▶ **SHORT EXERCISE**: Return each line of the listing below, unchanged, and omit the images.
* Begin RECORDED DATA *
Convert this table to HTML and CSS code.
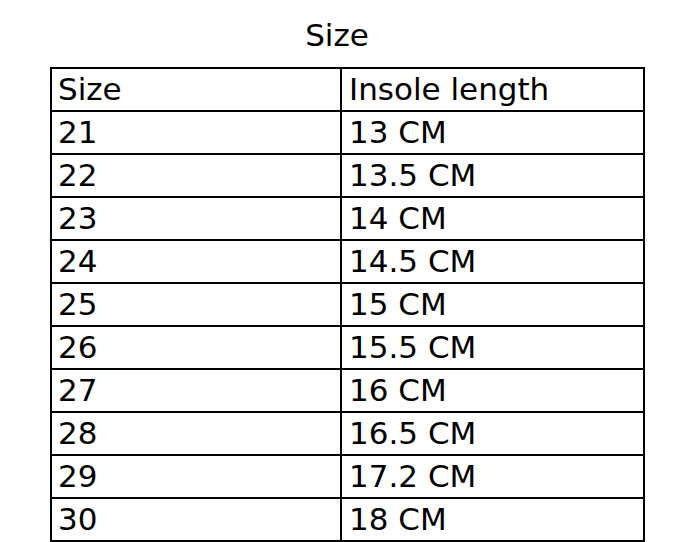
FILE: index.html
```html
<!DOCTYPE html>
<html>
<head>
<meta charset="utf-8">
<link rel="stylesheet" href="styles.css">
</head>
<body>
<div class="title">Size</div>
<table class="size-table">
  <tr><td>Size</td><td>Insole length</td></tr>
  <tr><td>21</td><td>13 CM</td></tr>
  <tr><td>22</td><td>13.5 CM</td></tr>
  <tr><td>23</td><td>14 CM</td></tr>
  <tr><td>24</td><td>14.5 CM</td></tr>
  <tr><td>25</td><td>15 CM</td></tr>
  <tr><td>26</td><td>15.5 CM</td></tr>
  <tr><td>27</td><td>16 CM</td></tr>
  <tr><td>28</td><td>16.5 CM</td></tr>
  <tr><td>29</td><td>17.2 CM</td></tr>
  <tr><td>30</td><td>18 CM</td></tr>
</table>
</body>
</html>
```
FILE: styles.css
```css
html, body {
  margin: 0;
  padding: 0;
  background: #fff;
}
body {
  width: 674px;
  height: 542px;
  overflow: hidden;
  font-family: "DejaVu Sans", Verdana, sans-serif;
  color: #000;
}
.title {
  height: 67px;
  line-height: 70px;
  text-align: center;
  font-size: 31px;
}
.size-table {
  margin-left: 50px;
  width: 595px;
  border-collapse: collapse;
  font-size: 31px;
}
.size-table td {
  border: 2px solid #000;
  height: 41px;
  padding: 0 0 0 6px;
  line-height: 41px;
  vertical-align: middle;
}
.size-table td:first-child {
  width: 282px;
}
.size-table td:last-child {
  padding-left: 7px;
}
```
* End RECORDED DATA *
▶ **SOLUTION FOR THIS PROBLEM**:
Convert this table to HTML and CSS code.
FILE: index.html
```html
<!DOCTYPE html>
<html>
<head>
<meta charset="utf-8">
<link rel="stylesheet" href="styles.css">
</head>
<body>
<div class="title">Size</div>
<table class="size-table">
  <tr><td>Size</td><td>Insole length</td></tr>
  <tr><td>21</td><td>13 CM</td></tr>
  <tr><td>22</td><td>13.5 CM</td></tr>
  <tr><td>23</td><td>14 CM</td></tr>
  <tr><td>24</td><td>14.5 CM</td></tr>
  <tr><td>25</td><td>15 CM</td></tr>
  <tr><td>26</td><td>15.5 CM</td></tr>
  <tr><td>27</td><td>16 CM</td></tr>
  <tr><td>28</td><td>16.5 CM</td></tr>
  <tr><td>29</td><td>17.2 CM</td></tr>
  <tr><td>30</td><td>18 CM</td></tr>
</table>
</body>
</html>
```
FILE: styles.css
```css
html, body {
  margin: 0;
  padding: 0;
  background: #fff;
}
body {
  width: 674px;
  height: 542px;
  overflow: hidden;
  font-family: "DejaVu Sans", Verdana, sans-serif;
  color: #000;
}
.title {
  height: 67px;
  line-height: 70px;
  text-align: center;
  font-size: 31px;
}
.size-table {
  margin-left: 50px;
  width: 595px;
  border-collapse: collapse;
  font-size: 31px;
}
.size-table td {
  border: 2px solid #000;
  height: 41px;
  padding: 0 0 0 6px;
  line-height: 41px;
  vertical-align: middle;
}
.size-table td:first-child {
  width: 282px;
}
.size-table td:last-child {
  padding-left: 7px;
}
```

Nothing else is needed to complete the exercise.